Abraham deberá creer contra toda esperanza. La causa de bendición para su futuro es pretendida por el mismo Dios que se la había prometido. ¿Venía Dios a desdecirse? Imaginémonos las contrariedades de aquel hombre. Y sin embargo, obedece. Pablo, siglos después, hablará de la obediencia de la fe. Una obediencia que es capaz de matar la propia esperanza para abrirse a otras posibilidades. Esta actitud del patriarca daría lugar a un ritual judío, la Aqedá, la atadura, género literario para cantar la suerte de los mártires que son perseguidos.
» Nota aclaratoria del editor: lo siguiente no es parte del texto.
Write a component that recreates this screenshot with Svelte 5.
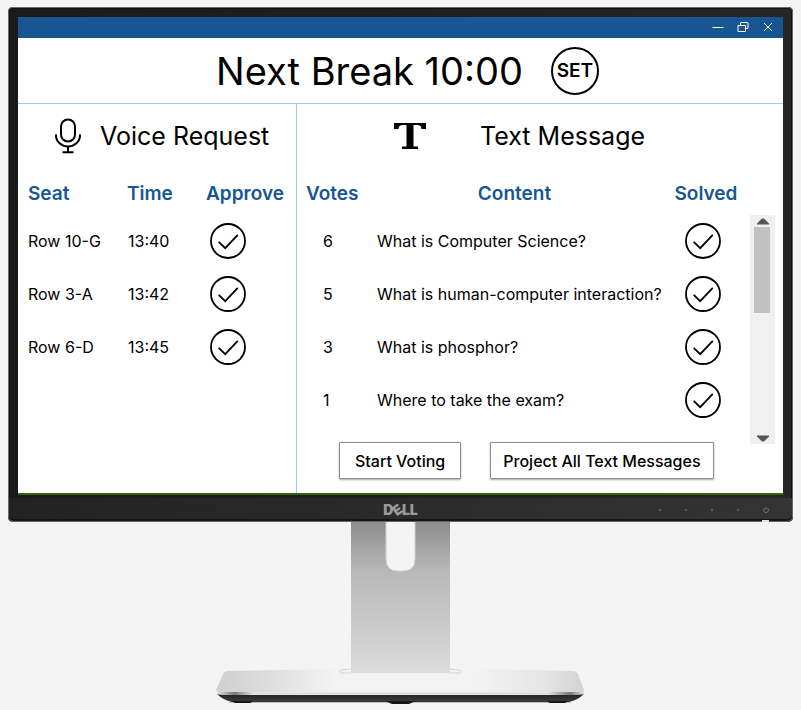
<script>
  const requests = [
    { seat: 'Row 10-G', time: '13:40' },
    { seat: 'Row 3-A', time: '13:42' },
    { seat: 'Row 6-D', time: '13:45' }
  ];
  const messages = [
    { votes: 6, content: 'What is Computer Science?' },
    { votes: 5, content: 'What is human-computer interaction?' },
    { votes: 3, content: 'What is phosphor?' },
    { votes: 1, content: 'Where to take the exam?' }
  ];
</script>

{#snippet check(label)}
  <button class="check" type="button" aria-label={label}>
    <svg width="36" height="36" viewBox="0 0 36 36" fill="none" stroke="#000">
      <circle cx="18" cy="18" r="17" stroke-width="1.8" />
      <path d="M9.2 19.3 L15.2 25.2 L27.3 12.4" stroke-width="1.8" stroke-linecap="round" />
    </svg>
  </button>
{/snippet}

<div class="scene">
  <div class="monitor">
    <main class="screen">
      <div class="titlebar">
        <button type="button" aria-label="Minimize">
          <svg width="12" height="12" viewBox="0 0 12 12"><path d="M0.5 5.5H11.5" /></svg>
        </button>
        <button type="button" aria-label="Restore">
          <svg width="12" height="12" viewBox="0 0 12 12"><path d="M1 3.5H8.5V9.5H1ZM3.5 3V1Q3.5 0.5 4 0.5H10.500Q11 0.5 11 1V6.5H9" /></svg>
        </button>
        <button type="button" aria-label="Close">
          <svg width="12" height="12" viewBox="0 0 12 12"><path d="M2 1L10 9M10 1L2 9" /></svg>
        </button>
      </div>

      <header>
        <h1>Next Break 10:00</h1>
        <button class="set" type="button">SET</button>
      </header>

      <div class="panels">
        <section class="voice">
          <h2>
            <svg width="26" height="36" viewBox="0 0 26 36" fill="none" stroke="#000" stroke-width="2" aria-hidden="true">
              <rect x="6" y="1.5" width="14" height="22" rx="7" />
              <path d="M1 16.5V17.5A12 11 0 0 0 25 17.5V16.5M13 28.5V34M7.5 34.2H18.5" />
            </svg>
            Voice Request
          </h2>
          <table>
            <thead>
              <tr><th class="seat">Seat</th><th class="time">Time</th><th>Approve</th></tr>
            </thead>
            <tbody>
              {#each requests as r}
                <tr>
                  <td>{r.seat}</td>
                  <td class="clock">{r.time}</td>
                  <td class="approve">{@render check(`Approve ${r.seat}`)}</td>
                </tr>
              {/each}
            </tbody>
          </table>
        </section>

        <section class="text">
          <h2>
            <svg width="34" height="28" viewBox="0 0 34 28" aria-hidden="true">
              <path d="M1 1H33V7H28.5C28.3 4 27 3 24 3H20.5V24.5H25V27H9V24.5H13.5V3H10C7 3 5.700 4 5.500 7H1Z" />
            </svg>
            Text Message
          </h2>
          <div class="body">
            <div class="list">
              <table>
                <thead>
                  <tr><th class="votes">Votes</th><th class="content">Content</th><th class="solved">Solved</th></tr>
                </thead>
                <tbody>
                  {#each messages as m}
                    <tr>
                      <td class="count">{m.votes}</td>
                      <td class="message">{m.content}</td>
                      <td class="solve">{@render check(`Mark solved: ${m.content}`)}</td>
                    </tr>
                  {/each}
                </tbody>
              </table>
              <div class="actions">
                <button type="button">Start Voting</button>
                <button type="button">Project All Text Messages</button>
              </div>
            </div>
            <div class="scrollbar">
              <button type="button" aria-label="Scroll up">
                <svg width="12" height="7" viewBox="0 0 12 7"><path d="M0 6.500V5.500L5 0.500H7L12 5.500V6.500Z" /></svg>
              </button>
              <div class="track"><div class="thumb"></div></div>
              <button type="button" aria-label="Scroll down">
                <svg width="12" height="7" viewBox="0 0 12 7"><path d="M0 0.500V1.500L5 6.500H7L12 1.500V0.500Z" /></svg>
              </button>
            </div>
          </div>
        </section>
      </div>
    </main>

    <div class="chin">
      <div class="brand"><span>D</span><span class="tilt">E</span><span>LL</span></div>
      <div class="leds">
        <i></i><i></i><i></i><i></i>
        <svg width="6" height="6" viewBox="0 0 6 6" fill="none" stroke="#858585" stroke-width="0.8">
          <path d="M1.500 1.300A2.400 2.400 0 1 0 4.500 1.300M3 0V2.600" />
        </svg>
      </div>
    </div>
    <div class="notch"></div>
  </div>

  <svg class="stand" width="371" height="184" viewBox="0 0 371 184" aria-hidden="true">
    <defs>
      <linearGradient id="neck" x1="0" y1="0" x2="0" y2="1">
        <stop offset="0" stop-color="#8b8b8b" />
        <stop offset="0.1" stop-color="#9a9a9a" />
        <stop offset="0.33" stop-color="#b9b9b9" />
        <stop offset="0.7" stop-color="#cbcbcb" />
        <stop offset="1" stop-color="#dcdcdc" />
      </linearGradient>
      <linearGradient id="plate" x1="0" y1="0" x2="1" y2="0">
        <stop offset="0" stop-color="#d0d0d0" />
        <stop offset="0.12" stop-color="#dadada" />
        <stop offset="0.32" stop-color="#f3f3f3" />
        <stop offset="0.7" stop-color="#f3f3f3" />
        <stop offset="0.9" stop-color="#e4e4e4" />
        <stop offset="1" stop-color="#d2d2d2" />
      </linearGradient>
      <linearGradient id="edge" x1="0" y1="0" x2="1" y2="0">
        <stop offset="0" stop-color="#eeeeee" />
        <stop offset="0.05" stop-color="#777777" />
        <stop offset="0.1" stop-color="#e2e2e2" />
        <stop offset="0.9" stop-color="#e2e2e2" />
        <stop offset="0.96" stop-color="#777777" />
        <stop offset="1" stop-color="#eeeeee" />
      </linearGradient>
      <linearGradient id="under" x1="0" y1="0" x2="0" y2="1">
        <stop offset="0" stop-color="#222222" />
        <stop offset="1" stop-color="#3c3c3c" />
      </linearGradient>
    </defs>
    <path d="M12 149Q100 147 185 147T358 149Q361 149 363 152L369 168Q369 171 364 171H7Q1 171 1 168L8 152Q10 149 12 149Z" fill="url(#plate)" />
    <path d="M136 151H127Q122 149 127 148L136 147M235 151H244Q249 149 244 148L235 147" fill="none" stroke="#d4d4d4" />
    <path d="M136 0H171V37Q171 49 183 49H188Q200 49 200 37V0H235V151H136Z" fill="url(#neck)" />
    <path d="M171 0V37Q171 49 183 49H188Q200 49 200 37V0" fill="none" stroke="#d0d0d0" />
    <path d="M1 168Q2 170 7 170H363Q368 170 370 168L369 172Q366 174 358 174H12Q4 174 2 172Z" fill="url(#edge)" />
    <path d="M2 172Q5 173 12 173H358Q366 173 369 172Q363 178 354 180H17Q8 178 2 172Z" fill="url(#under)" />
    <path d="M14 180H356V181H14Z" fill="#bcbcbc" />
    <path d="M16 179H39L35 181H20ZM170 179H201L194 182H177ZM331 179H354L350 181H335Z" fill="#181818" />
  </svg>
</div>

<style>
  :global(body) {
    margin: 0;
    background: #f4f4f4;
  }
  .scene {
    padding: 7px 8px 4px;
    font-family: Inter, 'Liberation Sans', sans-serif;
    color: #000;
  }
  button {
    font: inherit;
    color: inherit;
    margin: 0;
    padding: 0;
    border: 0;
    background: none;
    cursor: pointer;
  }
  svg {
    display: block;
    flex: none;
  }
  .monitor {
    position: relative;
    padding: 10px 10px 0;
    border-radius: 5px;
    background: linear-gradient(90deg, #1b1b1b, #202020 60%, #262626);
    box-shadow: inset 0 0 0 1px #6a6a6a, inset 0 0 0 2px #111;
  }
  .screen {
    background: #fff;
    border-bottom: 2px solid #356600;
  }
  .titlebar {
    display: flex;
    justify-content: flex-end;
    align-items: center;
    gap: 13px;
    height: 21px;
    padding-right: 9px;
    background: #185691;
  }
  .titlebar path {
    fill: none;
    stroke: #fff;
  }
  header {
    display: flex;
    justify-content: center;
    align-items: center;
    gap: 28px;
    height: 65px;
    padding-left: 14px;
    border-bottom: 1px solid #9ccbed;
  }
  h1,
  h2 {
    margin: 0;
    font-weight: 400;
    white-space: nowrap;
  }
  h1 {
    font-size: 38px;
    line-height: 48px;
  }
  .set {
    width: 48px;
    height: 48px;
    border: 2px solid #000;
    border-radius: 50%;
    font-size: 19px;
    line-height: 24px;
    font-weight: 600;
  }
  .panels {
    display: flex;
    min-height: 389px;
  }
  .voice {
    flex: 278 1 0;
    border-right: 1px solid #9ccbed;
  }
  .text {
    flex: 486 1 0;
  }
  h2 {
    display: flex;
    align-items: center;
    height: 64px;
    font-size: 25px;
    line-height: 32px;
  }
  .voice h2 {
    gap: 19px;
    padding-left: 37px;
  }
  .text h2 {
    gap: 53px;
    padding-left: 96px;
  }
  table {
    width: 100%;
    margin-top: 4px;
    border-collapse: collapse;
    table-layout: fixed;
    font-size: 16px;
    line-height: 20px;
    white-space: nowrap;
  }
  .voice table {
    width: calc(100% - 10px);
    margin-left: 10px;
  }
  th,
  td {
    padding: 0;
    text-align: left;
  }
  th {
    height: 40px;
    padding-top: 2px;
    color: #185691;
    font-size: 19px;
    line-height: 24px;
    font-weight: 600;
  }
  td {
    height: 53px;
  }
  .seat {
    width: 99px;
  }
  .time {
    width: 79px;
  }
  .clock {
    padding-left: 1px;
  }
  .approve {
    padding-left: 4px;
  }
  .check {
    display: block;
  }
  .body {
    display: flex;
    padding: 0 8px 0 9px;
  }
  .list {
    flex: 1;
  }
  .votes {
    width: 61px;
  }
  .solved {
    width: 88px;
  }
  .content,
  .solved {
    text-align: center;
  }
  .count {
    padding-left: 17px;
  }
  .message {
    padding-left: 10px;
  }
  .solve {
    padding-left: 23px;
  }
  .actions {
    display: flex;
    gap: 29px;
    padding: 16px 0 0 33px;
  }
  .actions button {
    height: 37px;
    padding: 0 12px;
    border: 1px solid #8c8c8c;
    border-radius: 1px;
    background: #fff;
    box-shadow: 0 1px 2px rgba(0, 0, 0, 0.35);
    font-size: 16px;
    line-height: 20px;
    font-weight: 500;
    white-space: nowrap;
  }
  .actions button:first-child {
    padding: 0 15px;
  }
  .scrollbar {
    display: flex;
    flex-direction: column;
    align-self: flex-start;
    width: 25px;
    height: 229px;
    margin-top: 47px;
    background: #f0f0f0;
  }
  .scrollbar button {
    display: flex;
    justify-content: center;
    align-items: center;
    height: 12px;
  }
  .scrollbar path {
    fill: #555;
  }
  .track {
    flex: 1;
    padding: 0 5px 0 4px;
  }
  .thumb {
    height: 42%;
    background: #c1c1c1;
  }
  .chin {
    display: grid;
    grid-template-columns: 1fr auto 1fr;
    align-items: center;
    height: 23px;
    margin: 3px -9px 0;
    border-bottom: 1px solid #666;
    border-radius: 0 0 5px 5px;
    background: linear-gradient(90deg, #222, #2b2b2b 50%, #343434);
    box-shadow: inset 0 -2px 0 #151515;
  }
  .brand {
    display: flex;
    grid-column: 2;
    color: #999;
    font-size: 14px;
    line-height: 16px;
    font-weight: 900;
  }
  .tilt {
    transform: rotate(-35deg);
  }
  .leds {
    display: flex;
    justify-content: flex-end;
    align-items: center;
    gap: 24px;
    padding-right: 23px;
  }
  .leds i {
    width: 2px;
    height: 2px;
    background: #5c5c5c;
  }
  .notch {
    position: absolute;
    right: 24px;
    bottom: 0;
    width: 7px;
    height: 2px;
    background: #e4e4e4;
  }
  .stand {
    margin: 0 auto;
  }
</style>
Sí, ofrecer a Dios la propia esperanza es todo un ritual, tal vez el que más frecuentemente habría que celebrar.
Si bien es cierto que debemos alabar la obediencia de Abraham no es menos cierto que el mismo Dios con su petición está atentando contra su propio plan de salvación para la humanidad. Dios es un Dios arriesgado y que pide riesgos. Abraham no falla en su fe, pero tampoco Dios falla a su promesa. “Dios es fiable, digno de confianza, incluso en los túneles más tenebrosos de la existencia”. La muerte y la resurrección de Jesús serán el mejor ejemplo de eso.